New load tests which simulate application workloads need to be developed so that we can provide accurate configuration guidance. These tests then need to be carried out on Windows, Linux and Solaris in all permutations of client/server.
New unit tests will need to be written to cover the transport plugins and the new interfaces. Existing test coverage in this area is minimal.
Impact
There is a potential effect upon performance, we will need to measure this once it has been implemented to quantify what effect, if any, it has had.
Compatibility / Migration Implications
- Older clients connected to a new broker may suffer OOM when tcp flow control kicks in. This seems preferrable to the broker suffering OOM.

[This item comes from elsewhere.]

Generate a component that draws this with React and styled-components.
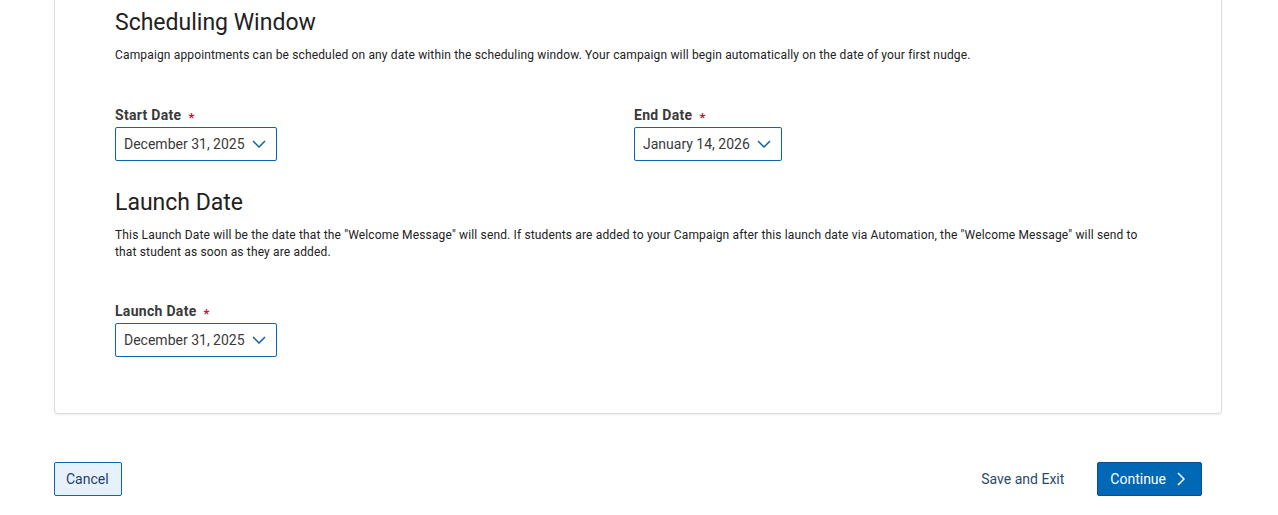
import React from "react";
import styled, { createGlobalStyle } from "styled-components";

const Global = createGlobalStyle`
  html, body { margin: 0; padding: 0; background: #fff; }
  body { font-family: Roboto, "Noto Sans", "Liberation Sans", sans-serif; color: #222; }
`;

const Page = styled.div`
  width: 1278px;
  height: 515px;
  overflow: hidden;
  box-sizing: border-box;
  padding: 0 56px 0 54px;
`;

const Card = styled.section`
  margin-top: -20px;
  background: #fff;
  border: 1px solid #dcdcdc;
  border-radius: 4px;
  box-shadow: 0 1px 2px rgba(0, 0, 0, 0.08);
  padding: 28px 60px 56px 60px;
`;

const Heading = styled.h2`
  margin: 0;
  font-size: 23px;
  line-height: 28px;
  font-weight: 400;
  color: #222;
`;

const Desc = styled.p`
  margin: 10px 0 0;
  font-size: 12px;
  line-height: 17px;
  letter-spacing: 0.15px;
  color: #222;
  max-width: 1040px;
`;

const FieldRow = styled.div`
  display: grid;
  grid-template-columns: 519px 1fr;
  margin-top: ${(p) => p.$mt || 42}px;
`;

const Field = styled.div`
  display: flex;
  flex-direction: column;
  align-items: flex-start;
`;

const Label = styled.label`
  font-size: 14px;
  font-weight: 700;
  letter-spacing: 0.3px;
  color: #3a3a3a;
  line-height: 18px;
  margin-bottom: 3px;
  display: flex;
  align-items: center;
  gap: 7px;
`;

const Req = styled.span`
  color: #c8102e;
  font-size: 13px;
  line-height: 1;
  position: relative;
  top: 2px;
`;

const Select = styled.button`
  display: inline-flex;
  align-items: center;
  gap: 7px;
  height: 34px;
  box-sizing: border-box;
  padding: 0 10px 0 8px;
  border: 1px solid #0d64ad;
  border-radius: 2px;
  background: #fff;
  font-family: inherit;
  font-size: 14px;
  color: #3a3a3a;
  cursor: pointer;
`;

const SectionGap = styled.div`
  height: ${(p) => p.$h}px;
`;

const Footer = styled.div`
  display: flex;
  align-items: center;
  justify-content: space-between;
  margin-top: 48px;
  padding-right: 20px;
`;

const Right = styled.div`
  display: flex;
  align-items: center;
  gap: 33px;
`;

const CancelBtn = styled.button`
  height: 34px;
  padding: 0 12px 0 11px;
  border: 1px solid #0d64ad;
  border-radius: 2px;
  background: #e7f1fb;
  color: #1f3f66;
  font-family: inherit;
  font-size: 14px;
`;

const LinkBtn = styled.button`
  border: 0;
  background: none;
  padding: 0;
  color: #2b4a6b;
  font-family: inherit;
  font-size: 14px;
`;

const PrimaryBtn = styled.button`
  height: 34px;
  display: inline-flex;
  align-items: center;
  gap: 11px;
  padding: 0 16px 0 12px;
  border: 1px solid #0a4f8f;
  border-radius: 2px;
  background: #0068b4;
  color: #fff;
  font-family: inherit;
  font-size: 14px;
`;

const Chevron = ({ dir = "down", color = "#0d64ad" }) =>
  dir === "down" ? (
    <svg width="14" height="8" viewBox="0 0 14 8" fill="none">
      <path d="M1 1 L7 7 L13 1" stroke={color} strokeWidth="1.5" />
    </svg>
  ) : (
    <svg width="8" height="14" viewBox="0 0 8 14" fill="none">
      <path d="M1 1 L7 7 L1 13" stroke={color} strokeWidth="1.5" />
    </svg>
  );

const DateField = ({ label, value }) => (
  <Field>
    <Label>
      {label}
      <Req>*</Req>
    </Label>
    <Select type="button">
      {value}
      <Chevron />
    </Select>
  </Field>
);

export default function App() {
  return (
    <Page>
      <Global />
      <Card>
        <Heading>Scheduling Window</Heading>
        <Desc>
          Campaign appointments can be scheduled on any date within the scheduling window. Your campaign will begin automatically on the date of your first nudge.
        </Desc>
        <FieldRow>
          <DateField label="Start Date" value="December 31, 2025" />
          <DateField label="End Date" value="January 14, 2026" />
        </FieldRow>
        <SectionGap $h={28} />
        <Heading>Launch Date</Heading>
        <Desc>
          This Launch Date will be the date that the "Welcome Message" will send. If students are added to your Campaign after this launch date via Automation, the "Welcome Message" will send to that student as soon as they are added.
        </Desc>
        <FieldRow $mt={41}>
          <DateField label="Launch Date" value="December 31, 2025" />
        </FieldRow>
      </Card>
      <Footer>
        <CancelBtn type="button">Cancel</CancelBtn>
        <Right>
          <LinkBtn type="button">Save and Exit</LinkBtn>
          <PrimaryBtn type="button">
            Continue
            <Chevron dir="right" color="#fff" />
          </PrimaryBtn>
        </Right>
      </Footer>
    </Page>
  );
}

- Clients which upgrade their library may experience a change in behaviour of the send() method, since it may now block if the clients network buffer is full. This needs to be appropriately communicated. It should not be significantly different in behaviour from using transactions in the producer session however.
Risks
- MINA is quite deeply embedded in the server and will require some work to excise it fully. This is somewhat mitigated by the decision to import mina.ByteBuffer and continue using that.
- Differences in behaviour of transport layer may expose other bugs in the broker which were being hidden before.
- Inadequate test coverage, in particular the lack of representative application workloads in the performance test suite.